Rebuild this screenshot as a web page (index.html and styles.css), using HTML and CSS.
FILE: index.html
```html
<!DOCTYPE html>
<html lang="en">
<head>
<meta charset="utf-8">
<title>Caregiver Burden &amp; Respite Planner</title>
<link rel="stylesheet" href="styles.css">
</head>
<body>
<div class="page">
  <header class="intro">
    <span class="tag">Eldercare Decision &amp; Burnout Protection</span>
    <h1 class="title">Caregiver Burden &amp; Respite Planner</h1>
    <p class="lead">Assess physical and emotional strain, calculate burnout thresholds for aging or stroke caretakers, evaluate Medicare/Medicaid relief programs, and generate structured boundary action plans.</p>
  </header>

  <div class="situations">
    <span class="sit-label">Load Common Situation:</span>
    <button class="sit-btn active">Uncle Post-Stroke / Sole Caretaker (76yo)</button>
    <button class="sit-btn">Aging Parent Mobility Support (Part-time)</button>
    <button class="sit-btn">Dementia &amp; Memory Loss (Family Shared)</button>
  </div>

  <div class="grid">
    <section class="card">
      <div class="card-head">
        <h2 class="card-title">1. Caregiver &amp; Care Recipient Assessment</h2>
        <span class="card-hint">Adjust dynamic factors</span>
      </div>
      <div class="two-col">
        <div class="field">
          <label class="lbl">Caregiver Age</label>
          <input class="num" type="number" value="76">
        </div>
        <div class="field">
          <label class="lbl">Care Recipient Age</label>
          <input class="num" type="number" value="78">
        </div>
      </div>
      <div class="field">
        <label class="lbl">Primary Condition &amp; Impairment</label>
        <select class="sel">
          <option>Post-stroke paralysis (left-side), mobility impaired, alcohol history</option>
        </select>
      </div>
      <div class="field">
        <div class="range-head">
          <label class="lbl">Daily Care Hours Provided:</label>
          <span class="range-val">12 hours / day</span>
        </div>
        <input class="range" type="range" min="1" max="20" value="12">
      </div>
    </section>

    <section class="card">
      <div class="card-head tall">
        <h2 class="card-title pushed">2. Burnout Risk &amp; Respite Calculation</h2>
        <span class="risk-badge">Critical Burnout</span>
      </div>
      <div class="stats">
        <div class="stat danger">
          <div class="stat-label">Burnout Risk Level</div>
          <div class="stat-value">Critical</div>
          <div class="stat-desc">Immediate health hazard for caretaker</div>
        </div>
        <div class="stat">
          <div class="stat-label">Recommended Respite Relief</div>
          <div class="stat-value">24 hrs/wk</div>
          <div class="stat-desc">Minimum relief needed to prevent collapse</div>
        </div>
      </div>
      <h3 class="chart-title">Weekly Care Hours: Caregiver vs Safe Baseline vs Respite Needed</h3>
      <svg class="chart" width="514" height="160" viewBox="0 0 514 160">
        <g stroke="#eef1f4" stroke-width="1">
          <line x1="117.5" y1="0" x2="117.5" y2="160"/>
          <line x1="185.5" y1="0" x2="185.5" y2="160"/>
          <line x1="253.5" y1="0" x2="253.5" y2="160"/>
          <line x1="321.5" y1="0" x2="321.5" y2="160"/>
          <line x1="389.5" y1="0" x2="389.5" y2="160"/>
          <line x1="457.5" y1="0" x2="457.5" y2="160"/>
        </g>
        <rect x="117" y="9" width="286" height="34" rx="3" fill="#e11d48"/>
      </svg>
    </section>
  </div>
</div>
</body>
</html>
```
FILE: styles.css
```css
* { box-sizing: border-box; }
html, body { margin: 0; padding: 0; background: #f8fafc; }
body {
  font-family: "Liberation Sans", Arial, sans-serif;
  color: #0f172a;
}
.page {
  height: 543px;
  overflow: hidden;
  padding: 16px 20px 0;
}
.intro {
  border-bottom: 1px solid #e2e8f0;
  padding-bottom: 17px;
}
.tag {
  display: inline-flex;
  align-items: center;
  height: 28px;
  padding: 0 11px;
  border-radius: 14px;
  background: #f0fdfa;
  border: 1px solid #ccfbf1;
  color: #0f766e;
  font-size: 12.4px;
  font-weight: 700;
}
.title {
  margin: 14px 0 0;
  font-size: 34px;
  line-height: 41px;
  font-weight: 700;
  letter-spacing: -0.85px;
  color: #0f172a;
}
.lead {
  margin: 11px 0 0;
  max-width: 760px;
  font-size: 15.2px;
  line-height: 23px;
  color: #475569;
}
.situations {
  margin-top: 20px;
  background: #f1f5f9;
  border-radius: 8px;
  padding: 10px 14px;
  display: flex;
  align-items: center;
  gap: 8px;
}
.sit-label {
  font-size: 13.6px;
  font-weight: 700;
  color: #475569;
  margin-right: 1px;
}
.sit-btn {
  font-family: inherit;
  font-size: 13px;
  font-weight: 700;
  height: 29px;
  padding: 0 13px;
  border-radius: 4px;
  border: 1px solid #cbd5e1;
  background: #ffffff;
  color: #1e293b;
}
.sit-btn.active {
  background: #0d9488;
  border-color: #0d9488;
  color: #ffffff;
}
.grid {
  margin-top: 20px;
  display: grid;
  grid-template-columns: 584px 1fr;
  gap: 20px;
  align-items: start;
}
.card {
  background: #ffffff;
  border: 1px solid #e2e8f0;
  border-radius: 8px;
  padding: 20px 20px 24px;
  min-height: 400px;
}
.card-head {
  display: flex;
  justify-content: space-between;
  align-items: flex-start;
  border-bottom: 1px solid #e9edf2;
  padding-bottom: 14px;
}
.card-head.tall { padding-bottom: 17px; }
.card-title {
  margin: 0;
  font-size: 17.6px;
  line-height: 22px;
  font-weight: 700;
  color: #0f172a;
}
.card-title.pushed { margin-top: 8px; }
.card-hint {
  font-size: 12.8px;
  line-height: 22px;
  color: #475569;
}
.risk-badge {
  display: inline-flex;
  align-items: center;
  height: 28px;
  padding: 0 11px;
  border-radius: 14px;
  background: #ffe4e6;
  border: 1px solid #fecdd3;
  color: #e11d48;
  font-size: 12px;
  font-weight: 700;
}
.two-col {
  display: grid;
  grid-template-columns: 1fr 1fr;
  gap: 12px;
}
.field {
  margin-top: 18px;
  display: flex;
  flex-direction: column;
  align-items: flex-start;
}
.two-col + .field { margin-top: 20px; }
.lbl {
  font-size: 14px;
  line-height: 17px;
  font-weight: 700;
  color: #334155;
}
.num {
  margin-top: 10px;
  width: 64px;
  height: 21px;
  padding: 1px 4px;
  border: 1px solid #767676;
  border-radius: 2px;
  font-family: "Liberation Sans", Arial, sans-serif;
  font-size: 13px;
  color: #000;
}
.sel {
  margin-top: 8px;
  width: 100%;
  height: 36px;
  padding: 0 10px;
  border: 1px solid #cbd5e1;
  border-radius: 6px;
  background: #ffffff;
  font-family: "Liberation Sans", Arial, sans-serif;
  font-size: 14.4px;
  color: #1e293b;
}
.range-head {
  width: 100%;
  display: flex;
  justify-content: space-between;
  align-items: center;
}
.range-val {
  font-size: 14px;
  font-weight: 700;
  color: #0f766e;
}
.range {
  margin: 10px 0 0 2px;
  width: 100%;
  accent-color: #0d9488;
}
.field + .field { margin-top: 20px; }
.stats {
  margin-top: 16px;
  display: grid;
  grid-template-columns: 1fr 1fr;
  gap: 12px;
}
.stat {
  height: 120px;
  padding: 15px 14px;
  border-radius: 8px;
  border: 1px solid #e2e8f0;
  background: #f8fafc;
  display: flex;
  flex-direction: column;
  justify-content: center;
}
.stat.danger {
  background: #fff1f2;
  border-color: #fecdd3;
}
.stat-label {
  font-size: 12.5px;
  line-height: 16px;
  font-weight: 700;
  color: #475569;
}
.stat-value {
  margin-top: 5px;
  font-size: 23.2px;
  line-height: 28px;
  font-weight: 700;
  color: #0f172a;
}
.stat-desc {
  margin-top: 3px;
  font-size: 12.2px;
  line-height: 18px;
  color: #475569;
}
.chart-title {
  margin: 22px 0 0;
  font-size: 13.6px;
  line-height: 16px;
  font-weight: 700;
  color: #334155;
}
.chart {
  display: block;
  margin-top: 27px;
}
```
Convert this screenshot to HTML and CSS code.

******************************

- Task objective
Gather from the records above every line containing the string "styles".

- Response to the exercise
Rebuild this screenshot as a web page (index.html and styles.css), using HTML and CSS.
<link rel="stylesheet" href="styles.css">
FILE: styles.css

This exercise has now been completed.